The debate over climate-related provisions in the Democrats' budget reconciliation package sharpened Thursday as several left-leaning senators, joined by environmental activist groups, urged more moderate lawmakers to include aggressive steps to avert catastrophic climate change in the legislation.
They noted that President Joe Biden will have a tough time making the case for international climate action at the upcoming summit in Glasgow if he can’t even unify his own party behind his agenda.
“We must act in Congress before Joe Biden goes to meet with the rest of the world,” Sen. Edward J. Markey, D-Mass., said at a Thursday news conference across from the U.S. Capitol. “President Biden must be able to put a deal on the table that reflects what we then expect from the rest of the world so that we begin a downward trajectory in terms of the greenhouse gases that are going up into the atmosphere.”
As negotiations continue over the size and scope of the budget reconciliation package, any significant drop in its $3.5 trillion overall number will require trimming parts of the package, and those at Thursday’s event made clear they will fight any effort to put climate provisions on the chopping block.
“It is possible to find middle ground in many areas of politics,” Markey said. “I know because I have done it, but we cannot compromise on science. There isn't a middle ground between a livable and unlivable world. We cannot pass the bipartisan infrastructure bill without the reconciliation package. We cannot slash climate funding in this package.”
Markey went through specifics, calling for a Civilian Climate Corps intended to put Americans to work fighting climate change, a clean electricity standard to push utilities toward renewable energy sources and an overhaul of the tax code to promote clean energy while eliminating “outdated, unnecessary” fossil fuel incentives.
He also said “natural gas is not clean energy and it is not climate action.”
Thursday’s event comes as a pair of moderate Senate Democrats, Joe Manchin III of West Virginia and Kyrsten Sinema of Arizona, have been pushing to pare back the proposed reconciliation package. Moderate Democrats in the House have pushed for a vote on the separate bipartisan bill that has already passed the Senate before considering any reconciliation package.
To pass the budget reconciliation package with a simple majority, Democrats will need every member of the caucus, which includes two independents, to vote for the legislation, with Vice President Kamala Harris casting the tie-breaking vote.

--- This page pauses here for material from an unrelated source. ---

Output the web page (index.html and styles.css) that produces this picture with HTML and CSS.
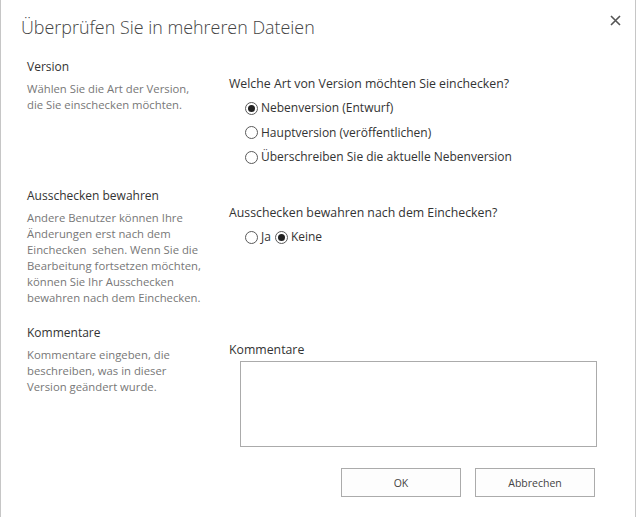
FILE: index.html
```html
<!DOCTYPE html>
<html lang="de">
<head>
    <meta charset="UTF-8">
    <meta name="viewport" content="width=device-width, initial-scale=1.0">
    <title>Überprüfen Sie in mehreren Dateien</title>
    <link rel="stylesheet" href="styles.css">
</head>
<body>
    <div class="dialog">
        <div class="dialog-header">
            <h1 class="dialog-title">Überprüfen Sie in mehreren Dateien</h1>
            <button class="close-btn" aria-label="Schließen">
                <svg width="11" height="11" viewBox="0 0 11 11">
                    <path d="M1 1 L10 10 M10 1 L1 10" stroke="#555" stroke-width="1.6" fill="none"/>
                </svg>
            </button>
        </div>

        <div class="section section-version">
            <div class="section-info">
                <h2>Version</h2>
                <p>Wählen Sie die Art der Version, die Sie einschecken möchten.</p>
            </div>
            <div class="section-field">
                <div class="field-label">Welche Art von Version möchten Sie einchecken?</div>
                <div class="radio-list">
                    <label class="radio"><input type="radio" name="version" checked> Nebenversion (Entwurf)</label>
                    <label class="radio"><input type="radio" name="version"> Hauptversion (veröffentlichen)</label>
                    <label class="radio"><input type="radio" name="version"> Überschreiben Sie die aktuelle Nebenversion</label>
                </div>
            </div>
        </div>

        <div class="section section-keep">
            <div class="section-info">
                <h2>Ausschecken bewahren</h2>
                <p>Andere Benutzer können Ihre Änderungen erst nach dem Einchecken&nbsp; sehen. Wenn Sie die Bearbeitung fortsetzen möchten, können Sie Ihr Ausschecken bewahren nach dem Einchecken.</p>
            </div>
            <div class="section-field">
                <div class="field-label">Ausschecken bewahren nach dem Einchecken?</div>
                <div class="radio-inline">
                    <label class="radio"><input type="radio" name="keep"> Ja</label>
                    <label class="radio"><input type="radio" name="keep" checked> Keine</label>
                </div>
            </div>
        </div>

        <div class="section section-comments">
            <div class="section-info">
                <h2>Kommentare</h2>
                <p>Kommentare eingeben, die beschreiben, was in dieser Version geändert wurde.</p>
            </div>
            <div class="section-field">
                <div class="field-label">Kommentare</div>
                <textarea class="comments"></textarea>
            </div>
        </div>

        <div class="dialog-buttons">
            <button class="btn">OK</button>
            <button class="btn">Abbrechen</button>
        </div>
    </div>
</body>
</html>
```

FILE: styles.css
```css
* {
    margin: 0;
    padding: 0;
    box-sizing: border-box;
}

body {
    font-family: "Open Sans", "Noto Sans", Arial, sans-serif;
    background: #ffffff;
    color: #444444;
    font-size: 12px;
    line-height: 16px;
}

.dialog {
    width: 636px;
    height: 517px;
    border-left: 1px solid #c6c6c6;
    border-right: 1px solid #c6c6c6;
    padding: 0 0 0 26px;
}

.dialog-header {
    display: flex;
    align-items: flex-start;
    height: 59px;
    margin-left: -6px;
}

.dialog-title {
    font-size: 17.9px;
    font-weight: 300;
    line-height: 24px;
    color: #444444;
    margin-top: 15px;
}

.close-btn {
    margin-left: auto;
    margin-right: 14px;
    margin-top: 15px;
    background: none;
    border: none;
    width: 11px;
    height: 11px;
    display: flex;
    cursor: pointer;
}

.section {
    display: grid;
    grid-template-columns: 202px 1fr;
}

.section-version {
    height: 129px;
}

.section-keep {
    height: 137px;
}

.section-comments {
    height: 135px;
}

.section-info h2 {
    font-size: 12px;
    font-weight: 400;
    color: #333333;
    line-height: 16px;
    margin-bottom: 6px;
}

.section-info p {
    font-size: 11.3px;
    line-height: 16px;
    color: #777777;
    width: 180px;
}

.section-field {
    padding-top: 17px;
}

.field-label {
    font-size: 12.3px;
    color: #333333;
    line-height: 16px;
}

.radio-list {
    display: flex;
    flex-direction: column;
    gap: 8.5px;
    margin-top: 8px;
    padding-left: 16px;
}

.radio-inline {
    display: flex;
    gap: 4px;
    margin-top: 8px;
    padding-left: 16px;
}

.radio {
    display: flex;
    align-items: center;
    gap: 2px;
    color: #333333;
    line-height: 16px;
}

.radio input {
    appearance: none;
    -webkit-appearance: none;
    width: 13px;
    height: 13px;
    border: 1px solid #5a5a5a;
    border-radius: 50%;
    margin: 0 1px 0 0;
    display: grid;
    place-items: center;
}

.radio input:checked::after {
    content: "";
    width: 7px;
    height: 7px;
    border-radius: 50%;
    background: #222222;
}

.comments {
    display: block;
    width: 357px;
    height: 86px;
    margin: 3px 0 0 11px;
    border: 1px solid #ababab;
    resize: none;
    font-family: inherit;
}

.dialog-buttons {
    display: flex;
    gap: 14px;
    padding-left: 314px;
    margin-top: 8px;
}

.btn {
    width: 120px;
    height: 29px;
    background: #fdfdfd;
    border: 1px solid #ababab;
    font-family: inherit;
    font-size: 10.5px;
    color: #444444;
    cursor: pointer;
}
```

Both Manchin and Sinema have recently been confronted by groups upset with their resistance to the full $3.5 trillion package — kayakers turned up at Manchin’s houseboat in Washington while protestors followed Sinema into a bathroom.

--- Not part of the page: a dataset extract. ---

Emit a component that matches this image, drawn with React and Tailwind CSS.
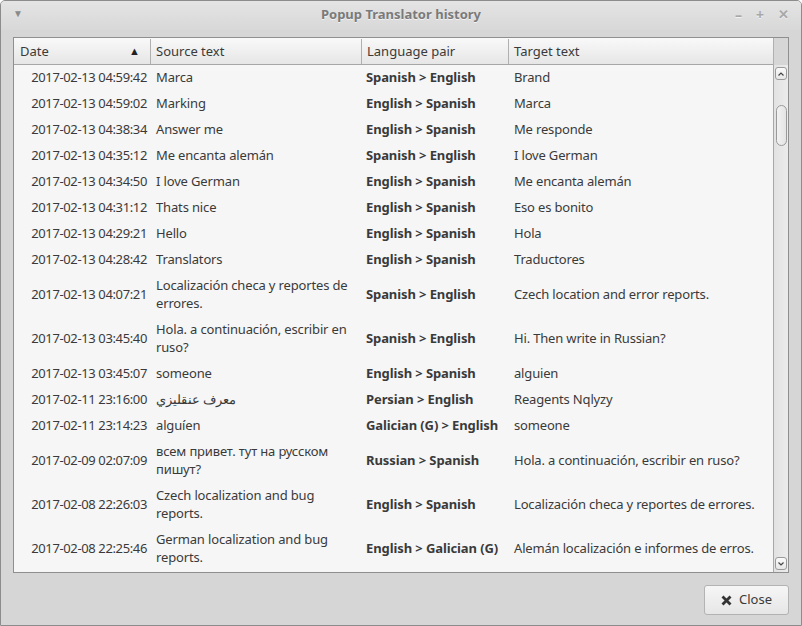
const rows = [
  ["2017-02-13 04:59:42", ["Marca"], "Spanish > English", "Brand"],
  ["2017-02-13 04:59:02", ["Marking"], "English > Spanish", "Marca"],
  ["2017-02-13 04:38:34", ["Answer me"], "English > Spanish", "Me responde"],
  ["2017-02-13 04:35:12", ["Me encanta alemán"], "Spanish > English", "I love German"],
  ["2017-02-13 04:34:50", ["I love German"], "English > Spanish", "Me encanta alemán"],
  ["2017-02-13 04:31:12", ["Thats nice"], "English > Spanish", "Eso es bonito"],
  ["2017-02-13 04:29:21", ["Hello"], "English > Spanish", "Hola"],
  ["2017-02-13 04:28:42", ["Translators"], "English > Spanish", "Traductores"],
  ["2017-02-13 04:07:21", ["Localización checa y reportes de", "errores."], "Spanish > English", "Czech location and error reports."],
  ["2017-02-13 03:45:40", ["Hola. a continuación, escribir en", "ruso?"], "Spanish > English", "Hi. Then write in Russian?"],
  ["2017-02-13 03:45:07", ["someone"], "English > Spanish", "alguien"],
  ["2017-02-11 23:16:00", ["معرف عنقليزي"], "Persian > English", "Reagents Nqlyzy"],
  ["2017-02-11 23:14:23", ["alguíen"], "Galician (G) > English", "someone"],
  ["2017-02-09 02:07:09", ["всем привет. тут на русском", "пишут?"], "Russian > Spanish", "Hola. a continuación, escribir en ruso?"],
  ["2017-02-08 22:26:03", ["Czech localization and bug", "reports."], "English > Spanish", "Localización checa y reportes de errores."],
  ["2017-02-08 22:25:46", ["German localization and bug", "reports."], "English > Galician (G)", "Alemán localización e informes de erros."],
];

const font = { fontFamily: '"Noto Sans", "Open Sans", sans-serif' };

const App = () => {
  return (
    <div
      className="w-[802px] h-[626px] bg-[#d6d6d6] border border-[#8c8c8c] rounded-t-[5px] flex flex-col text-[13px] text-[#3a3a3a] overflow-hidden"
      style={font}
    >
      {/* Title bar */}
      <div className="h-[29px] flex items-center px-[12px] bg-gradient-to-b from-[#e4e4e4] to-[#d8d8d8] shrink-0">
        <span className="text-[#8a8a8a] text-[10px] w-[60px] -mt-[5px]">▼</span>
        <div className="flex-1 text-center font-bold text-[#7a7a7a] -mt-[2px] [text-shadow:0_1px_0_#f2f2f2]">
          Popup Translator history
        </div>
        <div className="w-[60px] flex justify-end items-center gap-[14px] text-[#a8a8a8] font-bold text-[14px] -mt-[2px] [text-shadow:0_1px_0_#f2f2f2]">
          <span>–</span>
          <span>+</span>
          <span className="text-[13px]">✕</span>
        </div>
      </div>

      {/* Table frame */}
      <div className="mx-[12px] mt-[7px] h-[536px] border border-[#8f8f8f] bg-[#f6f6f6] flex">
        <div className="w-[759px] flex flex-col">
          {/* Header */}
          <div className="h-[27px] flex bg-gradient-to-b from-[#f9f9f9] to-[#e6e6e6] border-b border-[#a6a6a6] shrink-0 pt-[1px]">
            <div className="w-[137px] border-r border-[#b0b0b0] flex items-center justify-between pl-[6px] pr-[10px]">
              <span>Date</span>
              <span className="text-[11px] text-[#222]">▲</span>
            </div>
            <div className="w-[211px] border-r border-[#b0b0b0] flex items-center pl-[5px]">Source text</div>
            <div className="w-[147px] border-r border-[#b0b0b0] flex items-center pl-[5px]">Language pair</div>
            <div className="flex-1 flex items-center pl-[5px]">Target text</div>
          </div>
          {/* Rows */}
          <div className="flex flex-col leading-[18px]">
            {rows.map(([date, src, pair, target], i) => (
              <div key={i} className={`flex items-center pb-[2px] ${src.length > 1 ? "h-[44px]" : "h-[26px]"}`}>
                <div className="w-[137px] text-right pr-[4px] tracking-[-0.37px]">{date}</div>
                <div className="w-[211px] pl-[5px] tracking-[-0.15px]">
                  {src.map((l, j) => (
                    <div key={j}>{l}</div>
                  ))}
                </div>
                <div className="w-[147px] pl-[4px] font-bold tracking-[-0.1px]">{pair}</div>
                <div className="flex-1 pl-[5px] tracking-[-0.17px]">{target}</div>
              </div>
            ))}
          </div>
        </div>

        {/* Scrollbar */}
        <div className="flex-1 flex flex-col">
          <div className="h-[27px] bg-[#d6d6d6] border-l border-[#b0b0b0] shrink-0"></div>
          <div className="flex-1 border-l border-[#a8a8a8] bg-gradient-to-r from-[#e2e2e2] to-[#ececec] flex flex-col items-center pt-[2px] pb-[2px]">
            <div className="w-[12px] h-[13px] rounded-[3px] border border-[#9a9a9a] bg-gradient-to-b from-[#fafafa] to-[#e6e6e6] flex items-center justify-center">
              <svg width="6" height="4" viewBox="0 0 6 4">
                <path d="M0.5 3.5 L3 1 L5.5 3.5" stroke="#444" strokeWidth="1.2" fill="none" />
              </svg>
            </div>
            <div className="mt-[25px] w-[11px] h-[41px] rounded-[6px] border border-[#9a9a9a] bg-gradient-to-r from-[#f2f2f2] to-[#e4e4e4]"></div>
            <div className="flex-1"></div>
            <div className="w-[12px] h-[13px] rounded-[3px] border border-[#9a9a9a] bg-gradient-to-b from-[#fafafa] to-[#e6e6e6] flex items-center justify-center">
              <svg width="6" height="4" viewBox="0 0 6 4">
                <path d="M0.5 0.5 L3 3 L5.5 0.5" stroke="#444" strokeWidth="1.2" fill="none" />
              </svg>
            </div>
          </div>
        </div>
      </div>

      {/* Footer */}
      <div className="flex justify-end pr-[12px] pt-[12px]">
        <button className="w-[85px] h-[30px] rounded-[3px] border border-[#b3b3b3] bg-gradient-to-b from-[#f6f6f6] to-[#e6e6e6] flex items-center justify-center gap-[7px] text-[#3a3a3a]">
          <svg width="11" height="11" viewBox="0 0 11 11">
            <path d="M1.5 1.5 L9.5 9.5 M9.5 1.5 L1.5 9.5" stroke="#333" strokeWidth="2.8" strokeLinecap="butt" />
          </svg>
          <span>Close</span>
        </button>
      </div>
    </div>
  );
};

export default App;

Thursday’s event represented a more traditional pressure campaign with young activists passionately arguing their case and holding up “No Climate No Deal” signs with the Capitol Dome in the background.
Manchin has emerged as a significant roadblock to climate proposals, having laid out a number of related red lines in an agreement he signed with Senate Majority Leader Charles E. Schumer, D-N.Y., when he voted to take the first steps in the budget reconciliation process. That agreement was obtained by Politico and confirmed by a Democratic aide.
Among the positions Manchin staked out was a defense of tax provisions benefitting oil and gas companies, as well as the role of natural gas and carbon capture technology. He also insisted that the Senate Energy and Natural Resources Committee he chairs retain sole jurisdiction over a clean electricity standard.
For the 2022 election cycle, Manchin is the No. 1 recipient among all lawmakers of campaign contributions from the coal mining, mining, natural gas transmission and distribution, and oil and gas industries, according to Open Secrets, a nonpartisan group that tracks money in politics.
Ron Wyden, D-Ore., chair of the Senate Finance Committee, suggested at Thursday’s event that they could find some common ground with Manchin based on a line in the agreement he signed that said he wanted climate provisions to be “fuel neutral.” Wyden said that fits with his own proposals supported by Finance Committee Democrats to consolidate existing energy tax credits and tie them to reducing carbon emissions.
Wyden said they will be talking to Manchin, but that the days of fossil fuel companies getting whatever handouts they seek are over.
Speaking to reporters Wednesday, Manchin reiterated that his overall number for a reconciliation package is $1.5 trillion. As for his priorities, he cited the need to address 2017 tax cuts for wealthy Americans and corporations and highlighted the importance of helping children and seniors while lowering prescription drug costs.
He did not specifically mention climate change and stressed that it’s more important to get the legislation right than to do it quickly.
Republicans, meanwhile, already are going after Democrats for the climate proposals under discussion.
Senate Minority Leader Mitch McConnell, R-Ky., devoted a chunk of his Thursday morning floor speech to criticizing a proposed methane fee and a clean energy standard that he said would raise costs for ratepayers.
"Jacking up Americans’ gas bills and utility prices in order to turn 49 other states into California — it’s a bad idea at an awful time," McConnell said. "And just one more way their reckless taxing and spending spree would hurt families and help China.”